The settlement was legitimated by the summoning of a Convention Parliament which met early in 1688 and which mimicked the composition of a genuine Parliament. The Convention Parliament thrashed out the terms of the settlement and appointed William and Mary as joint monarchs (Bill of Rights 1688). William and Mary then summoned a 'regular' Parliament which ratified the acts of the Convention (Crown and Parliament Recognition Act 1689). Subsequent legislation (Act of Settlement 1700) consolidated the settlement by providing for the succession to the Crown and giving superior court judges security of tenure and therefore independence from the Crown.

Thus the law can be seen in the role of public relations device and an instrument of power politics. The legislative basis of the 1688 settlement remains in place today.

In the case of Scotland and Ireland force was needed to crush support for the Stuart monarchs which in Ireland has left a lasting legacy of anti- English sentiment.

Since 1688 the unwritten constitution has attempted to adjust to economic and social change within the broad principles laid down in 1688. The main issues were firstly how to reduce the influence of the Crown. This led to the development of the modern cabinet system. The second issue was that of Parliamentary reform. The ruling classes who manufactured the 1688 settlement did not speak for the whole people. The early nineteenth century nearly produced another revolution, this time by the urban proletariat, but this was staved off by electoral reform.
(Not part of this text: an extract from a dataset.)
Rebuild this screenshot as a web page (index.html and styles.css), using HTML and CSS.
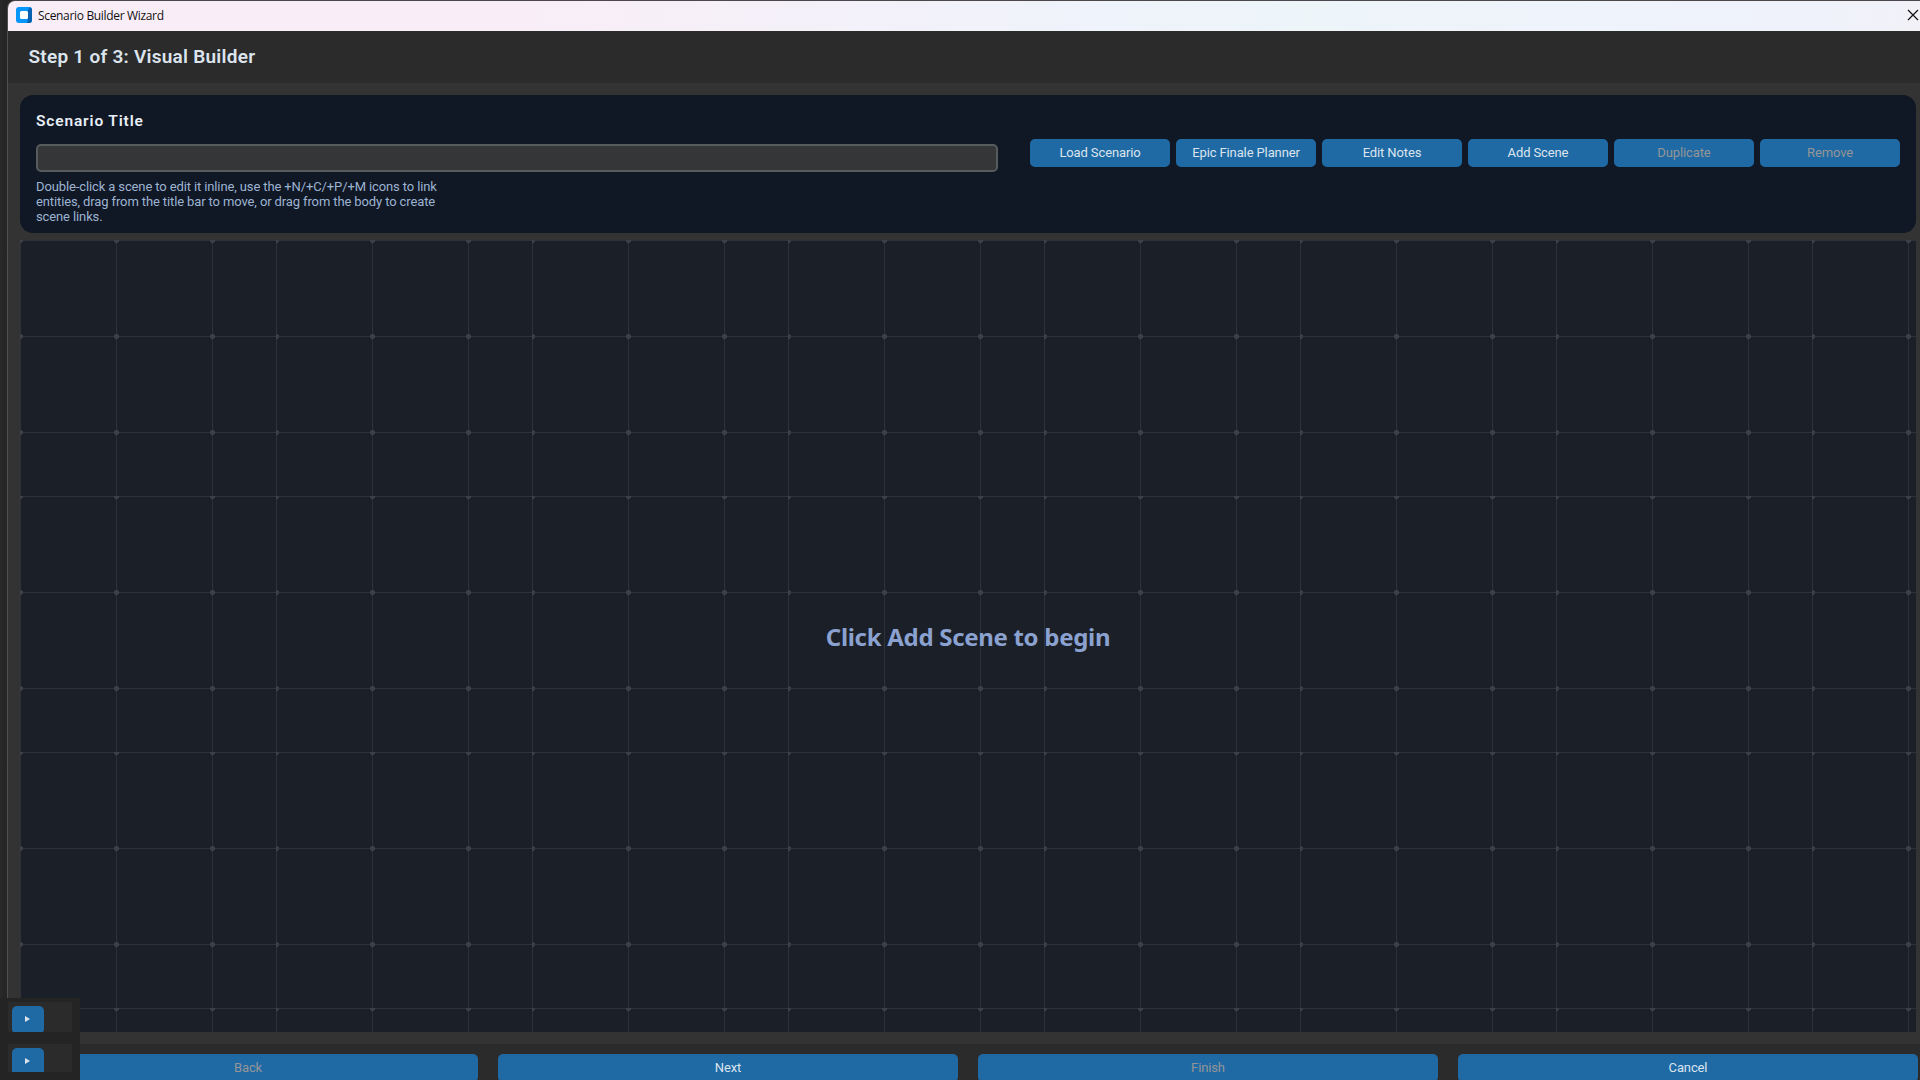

The 1688 settlement was not intended to be democratic in the modern sense, but to provide a balance between monarchy, aristocracy (the House of Lords), and representative government (the House of Commons). Only property-owners were thought fit to vote until well into the nineteenth century. Democracy was introduced slowly and reluctantly. The process was not completed until 1928 when women were given the franchise. By this time the main governmental institutions had become well established and the executive had come to dominate Parliament.